A look back at the films that have managed to do this  -- all but one released before the start of the big-opening/quick-drop era of the 1990s (that one exception was, of course, "Titanic," the king of the long hold) shows a telling pattern. Of the top 10 holds in movie history, several films -- "Back to the Future," "E.T," "Fatal Attraction" --are particular types of cultural conversation pieces that come along just a couple times in a generation, and are going to do repeat business just by dint of their place in the zeitgeist.

But most of the others are not nearly as distinctive, more like movies everyone enjoyed but few would deem groundbreaking. They do all share something, else, though: nearly all combine several distinct and unlikely genres.

"Ghostbusters," for instance (which held for 10 consecutive weeks)  is a supernatural adventure with a "Saturday Night Live" level of comedy. "Crocodile Dundee" (nine weeks) is a fish-out-of-water comedy and an outback adventure. "Beverly Hills Cop" (14 weeks) is a fish-out-of-water comedy that's also a (relatively) dense police procedural. Even "Titanic" combined one movie with another: Cameron-esque spectacle and a melodramatic love story (and Leonardo DiCaprio, a genre unto himself).

It's admittedly hard to pinpoint a single overarching reason why a film will hold the top spot for months. But given these examples, it's also clear that when you have one movie that's really two, you may also have a film that will be flocked to by one audience and then quietly, over time, discovered by another.

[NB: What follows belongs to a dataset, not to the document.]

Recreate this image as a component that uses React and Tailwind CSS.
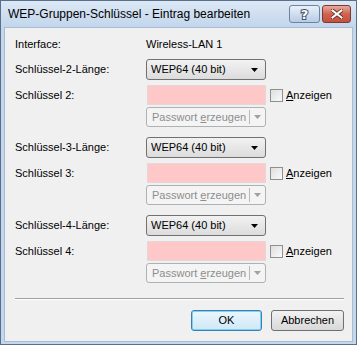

In this light, Avatar's achievement is even more surprising,since it's really only trying to be  one thing -- an action epic (that love story isn't exactly "Gone With the Wind)." But it does bring a second element -- only it's not narrative, but technological. Most people buying tickets to the Cameron-fest at this late date may not have been initially interested but are coming out because they want to see if the film really looks as good or as different as everyone says it does. Or, as the anecdotal reports are suggesting, they've seen it, but they want to see it again in a different format. Sometimes it's good to have comedy to go along with your action. And sometimes it's just good to have some cool-looking blue people.